Model Count Accumulation
The total model count is maintained across checkpoint/resume boundaries. For example:
Original run: finds 194,972 models before checkpoint Resumed run: finds 327,719 more models in 5 seconds Total reported: "Exiting with 522691 models."
The count in the "Exiting with" message is the cumulative total, not just the models found after resume.
LADR Mode vs TPTP Mode
Checkpointing works identically in both modes. The saved_input.txt is always in LADR format (TPTP formulas are clausified and saved as LADR clauses). On resume, Mace4 detects tptp_mode=1 in metadata.txt and sets up the symbol table automatically.
You do not need to do anything special — just use -r.
Options Reference
| Option | Default | Description |
|---|---|---|
| set(checkpoint_exit) | off | Exit (code 107) after writing checkpoint. |
| assign(checkpoint_minutes, N) | -1 (disabled) | Periodic checkpoint interval in minutes (wall-clock). |
| assign(checkpoint_keep, K) | 3 | Max auto checkpoint directories to retain (range 1–100). Does not affect SIGUSR2 manual checkpoints. |
Exit Codes
| Code | Meaning |
|---|---|
| 0 | max_models reached (model found) |
| 2 | Search exhausted (all domain sizes tried) |
| 3 | All models found (max_models = -1, search exhausted) |
| 4 | max_seconds exceeded (models found) |
| 5 | max_seconds exceeded (no models found) |
| 6 | max_megs exceeded (models found) |
| 7 | max_megs exceeded (no models found) |
| 101 | Interrupted (SIGINT / Ctrl-C) |
| 107 | Checkpoint saved (with checkpoint_exit set) |
Comparison with Prover9 Checkpointing
| Feature | Prover9 | Mace4 |
|---|---|---|
| Search algorithm | Given-clause loop | DPLL backtracking |
| What is saved | Clause lists, indexes, justifications, formulas | Decision trail only |
| Checkpoint size | ~15% of RAM usage | A few kilobytes |
| Resume mechanism | Load clauses + re-index | Rebuild + replay trail |
| Input on resume | Must supply original -f | Self-contained (-r only) |
| Determinism | Given/Kept counts match | Exact replay of trail |
Troubleshooting
- "assign_and_propagate: contradictory assignment" during resume
- The input or options changed between checkpoint and resume, causing the cell table to differ.
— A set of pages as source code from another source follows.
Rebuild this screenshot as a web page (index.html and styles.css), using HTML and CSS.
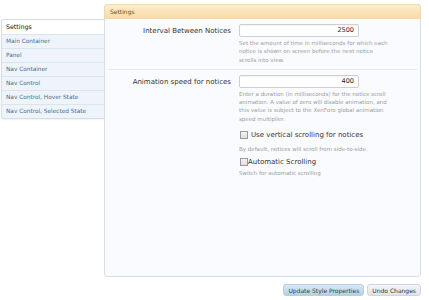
FILE: index.html
```html
<!DOCTYPE html>
<html>
<head>
<meta charset="utf-8">
<link rel="stylesheet" href="styles.css">
</head>
<body>
<div class="page">
  <nav class="sidebar">
    <div class="side-head">Settings</div>
    <a class="side-item">Main Container</a>
    <a class="side-item">Panel</a>
    <a class="side-item">Nav Container</a>
    <a class="side-item">Nav Control</a>
    <a class="side-item">Nav Control, Hover State</a>
    <a class="side-item">Nav Control, Selected State</a>
  </nav>
  <main class="main">
    <section class="panel">
      <div class="panel-head">Settings</div>
      <div class="row">
        <div class="label">Interval Between Notices</div>
        <div class="field">
          <div class="input">2500</div>
          <p class="desc">Set the amount of time in milliseconds for which each notice is shown on screen before the next notice scrolls into view.</p>
        </div>
      </div>
      <div class="sep"></div>
      <div class="row row2">
        <div class="label">Animation speed for notices</div>
        <div class="field">
          <div class="input">400</div>
          <p class="desc">Enter a duration (in milliseconds) for the notice scroll animation. A value of zero will disable animation, and this value is subject to the XenForo global animation speed multiplier.</p>
          <div class="check"><span class="box"></span><span class="check-label spaced">Use vertical scrolling for notices</span></div>
          <p class="desc desc-check">By default, notices will scroll from side-to-side.</p>
          <div class="check check2"><span class="box"></span><span class="check-label">Automatic Scrolling</span></div>
          <p class="desc desc-check2">Switch for automatic scrolling</p>
        </div>
      </div>
    </section>
    <div class="buttons">
      <button class="btn primary">Update Style Properties</button>
      <button class="btn">Undo Changes</button>
    </div>
  </main>
</div>
</body>
</html>
```
FILE: styles.css
```css
html, body {
  margin: 0;
  padding: 0;
  background: #ffffff;
}
body {
  font-family: "DejaVu Sans", Verdana, sans-serif;
  color: #222;
}
.page {
  display: flex;
  align-items: flex-start;
  padding: 4px 0 0 1px;
}
.sidebar {
  width: 102px;
  margin-top: 15px;
  border: 1px solid #d3dee9;
  border-right: none;
  border-radius: 3px 0 0 3px;
  background: #eef4fa;
  display: flex;
  flex-direction: column;
  box-shadow: 0 1px 2px rgba(0,0,0,0.06);
}
.side-head {
  height: 14px;
  line-height: 14px;
  padding-left: 4px;
  background: #fff;
  font-size: 6.3px;
  color: #111;
  border-radius: 3px 0 0 0;
}
.side-item {
  height: 13px;
  line-height: 13px;
  padding-left: 4px;
  border-top: 1px solid #dbe5ee;
  font-size: 5.8px;
  color: #4a6c92;
  white-space: nowrap;
}
.main {
  width: 317px;
  display: flex;
  flex-direction: column;
}
.panel {
  border: 1px solid #d6e0ea;
  border-radius: 3px;
  background: #fafbfe;
  box-sizing: border-box;
  height: 273px;
}
.panel-head {
  height: 13px;
  line-height: 13px;
  padding-left: 5px;
  font-size: 6px;
  color: #6e4c22;
  background: linear-gradient(#fcecd0, #f8dba6);
  border: 1px solid #f0d9b0;
  border-radius: 3px 3px 0 0;
  margin: -1px -1px 0 -1px;
}
.row {
  display: grid;
  grid-template-columns: 126px 1fr;
  column-gap: 8px;
  padding-top: 5px;
}
.label {
  text-align: right;
  font-size: 7px;
  color: #333;
  padding-top: 3px;
}
.input {
  width: 120px;
  height: 13px;
  box-sizing: border-box;
  border: 1px solid #cfcfcf;
  border-radius: 2px;
  background: #fff;
  box-shadow: inset 0 1px 1px rgba(0,0,0,0.05);
  text-align: right;
  font-size: 6.5px;
  line-height: 11px;
  padding-right: 4px;
  color: #222;
}
.desc {
  margin: 2px 0 0 0;
  font-size: 5.5px;
  line-height: 8.3px;
  color: #9c9c9c;
  width: 152px;
}
.sep {
  height: 1px;
  background: #e6e9ee;
  margin: 5px 3px 0 3px;
}
.check {
  display: flex;
  align-items: center;
  margin-top: 7.5px;
  padding-left: 1px;
}
.check2 {
  margin-top: 4.5px;
}
.box {
  width: 6px;
  height: 6px;
  border: 1px solid #9a9a9a;
  background: linear-gradient(#f2f2f2, #e0e0e0);
  flex: none;
}
.check-label {
  font-size: 7px;
  color: #333;
}
.spaced {
  margin-left: 3px;
}
.desc-check {
  margin-top: 6.5px;
}
.desc-check2 {
  margin-top: 3.5px;
}
.buttons {
  display: flex;
  justify-content: flex-end;
  gap: 3px;
  margin-top: 7px;
}
.btn {
  height: 12px;
  padding: 0 4px;
  font-family: "DejaVu Sans", Verdana, sans-serif;
  font-size: 6px;
  color: #333;
  border: 1px solid #d0d6dd;
  border-radius: 3px;
  background: linear-gradient(#f4f6f9, #dfe4ea);
}
.btn.primary {
  color: #2c3f55;
  background: linear-gradient(#d9e9f5, #b4d0e6);
  border-color: #b7cde0;
}
```
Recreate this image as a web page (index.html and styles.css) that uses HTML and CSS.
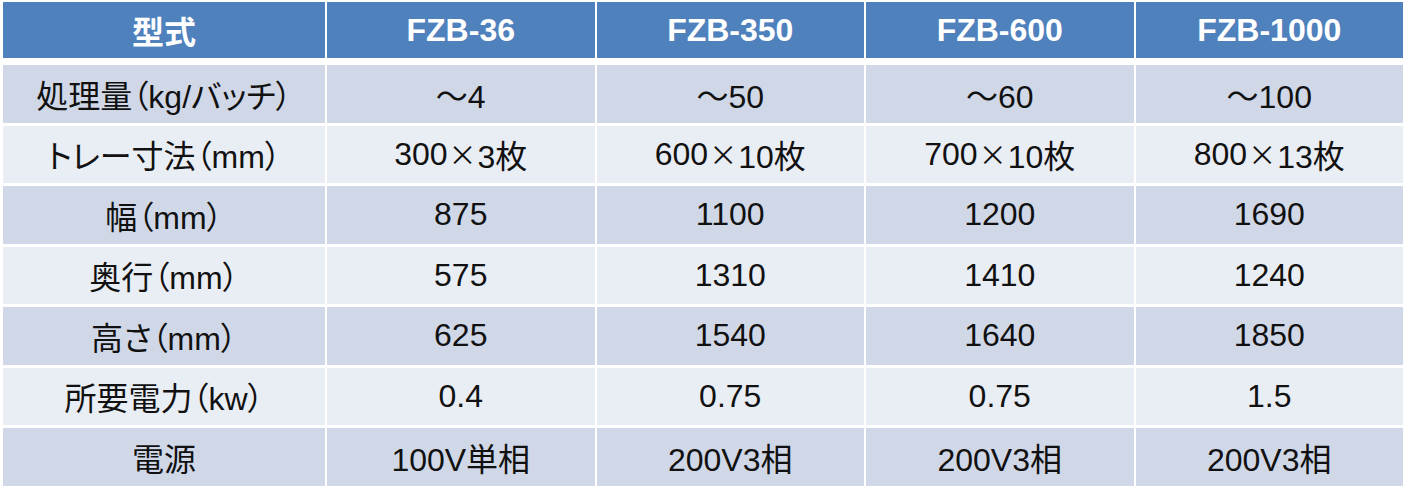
FILE: index.html
```html
<!DOCTYPE html>
<html lang="ja">
<head>
  <meta charset="UTF-8">
  <title>FZB シリーズ 仕様</title>
  <link rel="stylesheet" href="styles.css">
</head>
<body>
  <div class="spec">
    <div class="row head">
      <div class="cell">型式</div>
      <div class="cell">FZB-36</div>
      <div class="cell">FZB-350</div>
      <div class="cell">FZB-600</div>
      <div class="cell">FZB-1000</div>
    </div>

    <div class="rows">
      <div class="row odd">
        <div class="cell label">処理量（kg/バッチ）</div>
        <div class="cell">～4</div>
        <div class="cell">～50</div>
        <div class="cell">～60</div>
        <div class="cell">～100</div>
      </div>
      <div class="row even">
        <div class="cell label">トレー寸法（mm）</div>
        <div class="cell">300<span class="x">×</span>3枚</div>
        <div class="cell">600<span class="x">×</span>10枚</div>
        <div class="cell">700<span class="x">×</span>10枚</div>
        <div class="cell">800<span class="x">×</span>13枚</div>
      </div>
      <div class="row odd">
        <div class="cell label">幅（mm）</div>
        <div class="cell">875</div>
        <div class="cell">1100</div>
        <div class="cell">1200</div>
        <div class="cell">1690</div>
      </div>
      <div class="row even">
        <div class="cell label">奥行（mm）</div>
        <div class="cell">575</div>
        <div class="cell">1310</div>
        <div class="cell">1410</div>
        <div class="cell">1240</div>
      </div>
      <div class="row odd">
        <div class="cell label">高さ（mm）</div>
        <div class="cell">625</div>
        <div class="cell">1540</div>
        <div class="cell">1640</div>
        <div class="cell">1850</div>
      </div>
      <div class="row even">
        <div class="cell label">所要電力（kw）</div>
        <div class="cell">0.4</div>
        <div class="cell">0.75</div>
        <div class="cell">0.75</div>
        <div class="cell">1.5</div>
      </div>
      <div class="row odd">
        <div class="cell label">電源</div>
        <div class="cell">100V単相</div>
        <div class="cell">200V3相</div>
        <div class="cell">200V3相</div>
        <div class="cell">200V3相</div>
      </div>
    </div>
  </div>
</body>
</html>
```

FILE: styles.css
```css
/* spec table, PowerPoint style */
body {
  margin: 0;
  padding: 2px 0 0 3px;
  background: #fff;
  font-family: "Liberation Sans", "Noto Sans CJK JP", sans-serif;
  color: #111;
}

.spec {
  width: 1400px;
}

.row {
  display: grid;
  grid-template-columns: 322px repeat(4, 1fr);
  column-gap: 2px;
}

.cell {
  display: flex;
  align-items: center;
  justify-content: center;
  font-size: 32px;
  white-space: nowrap;
}

/* proportional kana and brackets, like MS PGothic */
.label {
  font-feature-settings: "palt";
}

.head .cell {
  height: 56px;
  background: #4f81bd;
  color: #fff;
  font-weight: bold;
}

.rows {
  margin-top: 7px;
  display: grid;
  grid-template-rows: repeat(7, 57.5px);
  row-gap: 3px;
}

.odd .cell {
  background: #d0d8e8;
}

.even .cell {
  background: #e9edf4;
}

.x {
  font-family: "Noto Sans CJK JP", sans-serif;
  font-size: 28px;
  margin: 0 1px;
}
```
Do not modify the input between checkpoint and resume. Command-line overrides like -t (time) and -N (end size) are safe.
- Checkpoint directory not created after SIGUSR2
- Mace4 checks for the signal between cell selections in the DPLL loop. If the search hasn't started yet, wait a moment and send SIGUSR2 again.
- "cannot open .../saved_input.txt for resume"
- The checkpoint directory path is incorrect or was moved/deleted. Verify the -r argument.
- Resumed run finds fewer models than expected
- The model count on the "Exiting with" line is cumulative. A shorter time limit on resume means fewer additional models, but the total includes all models from before the checkpoint.